*EXERCISE INSTRUCTIONS*
Write the lines out again, from the top of the material to the line containing "const [password, setPassword]", pictures excluded.

begin STORED DATA

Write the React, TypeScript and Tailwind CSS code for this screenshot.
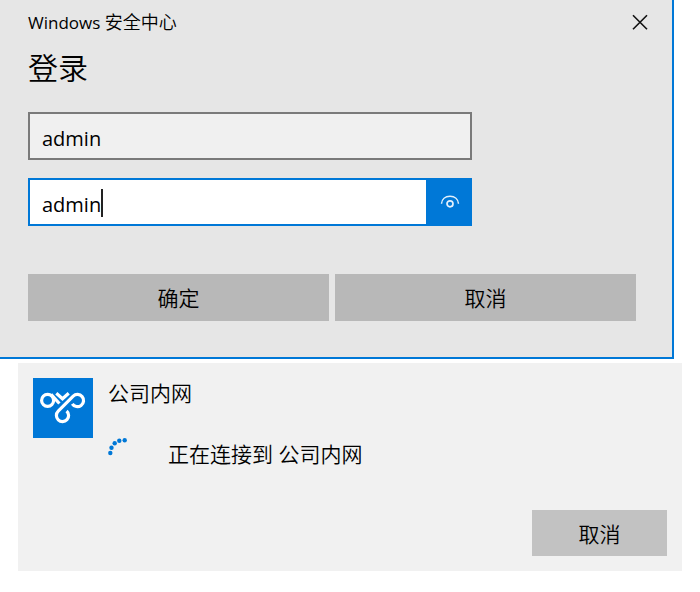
import { useState } from "react";

function CloseIcon() {
  return (
    <svg width="16" height="16" viewBox="0 0 16 16" fill="none" stroke="#111" strokeWidth="1.6" aria-hidden="true">
      <path d="M1 1.3L15 15.3M15 1.3L1 15.3" />
    </svg>
  );
}

function RevealIcon() {
  return (
    <svg width="20" height="14" viewBox="0 0 20 14" fill="none" stroke="#e4f1fc" strokeWidth="1.5" aria-hidden="true">
      <path d="M1.5 8.8C1.8 4 5.3 1.3 10 1.3S18.2 4 18.5 8.8" />
      <circle cx="10" cy="8.8" r="3" strokeWidth="1.7" />
    </svg>
  );
}

function VpnLogo() {
  return (
    <svg width="60" height="60" viewBox="0 0 60 60" fill="none" stroke="#fff" strokeWidth="3.2" className="shrink-0 bg-[#0078d7]" aria-hidden="true">
      <circle cx="14.6" cy="22.4" r="6" />
      <path d="M18 16.3L26.4 25.5" />
      <path d="M23.3 15.3L29.5 20.8L35.7 15.3" />
      <path d="M39.3 25.8A6.1 6.1 0 1 0 40.2 18.2L25.2 33.2A6.1 6.1 0 1 0 33.6 33" />
    </svg>
  );
}

function Spinner() {
  return (
    <svg width="20" height="18" viewBox="0 0 20 18" fill="#0078d7" className="mt-1 shrink-0" aria-hidden="true">
      <circle cx="2.3" cy="15" r="2.2" />
      <circle cx="3.5" cy="9.7" r="2.2" />
      <circle cx="6.7" cy="5.3" r="2.2" />
      <circle cx="11.3" cy="2.7" r="2.2" />
      <circle cx="16.7" cy="2.2" r="2.2" />
    </svg>
  );
}

export default function App() {
  const [user, setUser] = useState("admin");
  const [password, setPassword] = useState("admin");

  return (
    <main className="bg-white font-['Open_Sans','Noto_Sans_CJK_SC',sans-serif] text-[21px] leading-7 font-[350] text-black">
      <section aria-labelledby="login-title" className="mr-[26px] border-r-2 border-b-2 border-[#0078d7] bg-[#e6e6e6] pr-9 pb-9 pl-7">
        <header className="flex h-11 items-center justify-between">
          <p className="text-[18px] leading-6">
            <span className="text-[17px] font-normal">Windows </span>安全中心
          </p>
          <button type="button" aria-label="关闭" className="-mr-4 flex size-6 items-center justify-center">
            <CloseIcon />
          </button>
        </header>
        <h1 id="login-title" className="text-[30px] leading-12 font-[350]">登录</h1>
        <form className="pt-5" onSubmit={(e) => e.preventDefault()}>
          <div className="flex max-w-[444px] flex-col gap-[18px]">
            <input
              aria-label="用户名"
              value={user}
              onChange={(e) => setUser(e.target.value)}
              className="h-12 w-full border-2 border-[#7a7a7a] bg-[#f0f0f0] px-3 pt-1 text-[20px] font-normal outline-none"
            />
            <div className="relative flex h-12 border-2 border-[#0078d7] bg-white">
              <input
                aria-label="密码"
                value={password}
                onChange={(e) => setPassword(e.target.value)}
                className="min-w-0 flex-1 px-3 pt-1.5 text-[20px] font-normal caret-transparent outline-none"
              />
              <span className="absolute top-[9px] left-[71px] h-7 w-0.5 bg-[#222]" />
              <button type="button" aria-label="显示密码" className="flex w-11 items-center justify-center bg-[#0078d7] pl-1">
                <RevealIcon />
              </button>
            </div>
          </div>
          <div className="mt-12 grid grid-cols-2 gap-1.5">
            <button type="submit" className="h-[47px] bg-[#b8b8b8]">确定</button>
            <button type="button" className="h-[47px] bg-[#b8b8b8]">取消</button>
          </div>
        </form>
      </section>

      <section aria-label="公司内网" className="mt-1 mr-[18px] ml-[18px] bg-[#f1f1f1] p-[15px]">
        <div className="flex gap-[15px]">
          <VpnLogo />
          <div>
            <h2 className="pt-px font-[350]">公司内网</h2>
            <div className="mt-[27px] flex h-10 gap-10">
              <Spinner />
              <p role="status" className="mt-1.5">正在连接到 公司内网</p>
            </div>
          </div>
        </div>
        <div className="mt-9 flex justify-end">
          <button type="button" className="h-[46px] w-[135px] bg-[#c2c2c2] pt-0.5">取消</button>
        </div>
      </section>
    </main>
  );
}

end STORED DATA

*OUTPUT OF THE TASK*
Write the React, TypeScript and Tailwind CSS code for this screenshot.
import { useState } from "react";

function CloseIcon() {
  return (
    <svg width="16" height="16" viewBox="0 0 16 16" fill="none" stroke="#111" strokeWidth="1.6" aria-hidden="true">
      <path d="M1 1.3L15 15.3M15 1.3L1 15.3" />
    </svg>
  );
}

function RevealIcon() {
  return (
    <svg width="20" height="14" viewBox="0 0 20 14" fill="none" stroke="#e4f1fc" strokeWidth="1.5" aria-hidden="true">
      <path d="M1.5 8.8C1.8 4 5.3 1.3 10 1.3S18.2 4 18.5 8.8" />
      <circle cx="10" cy="8.8" r="3" strokeWidth="1.7" />
    </svg>
  );
}

function VpnLogo() {
  return (
    <svg width="60" height="60" viewBox="0 0 60 60" fill="none" stroke="#fff" strokeWidth="3.2" className="shrink-0 bg-[#0078d7]" aria-hidden="true">
      <circle cx="14.6" cy="22.4" r="6" />
      <path d="M18 16.3L26.4 25.5" />
      <path d="M23.3 15.3L29.5 20.8L35.7 15.3" />
      <path d="M39.3 25.8A6.1 6.1 0 1 0 40.2 18.2L25.2 33.2A6.1 6.1 0 1 0 33.6 33" />
    </svg>
  );
}

function Spinner() {
  return (
    <svg width="20" height="18" viewBox="0 0 20 18" fill="#0078d7" className="mt-1 shrink-0" aria-hidden="true">
      <circle cx="2.3" cy="15" r="2.2" />
      <circle cx="3.5" cy="9.7" r="2.2" />
      <circle cx="6.7" cy="5.3" r="2.2" />
      <circle cx="11.3" cy="2.7" r="2.2" />
      <circle cx="16.7" cy="2.2" r="2.2" />
    </svg>
  );
}

export default function App() {
  const [user, setUser] = useState("admin");
  const [password, setPassword] = useState("admin");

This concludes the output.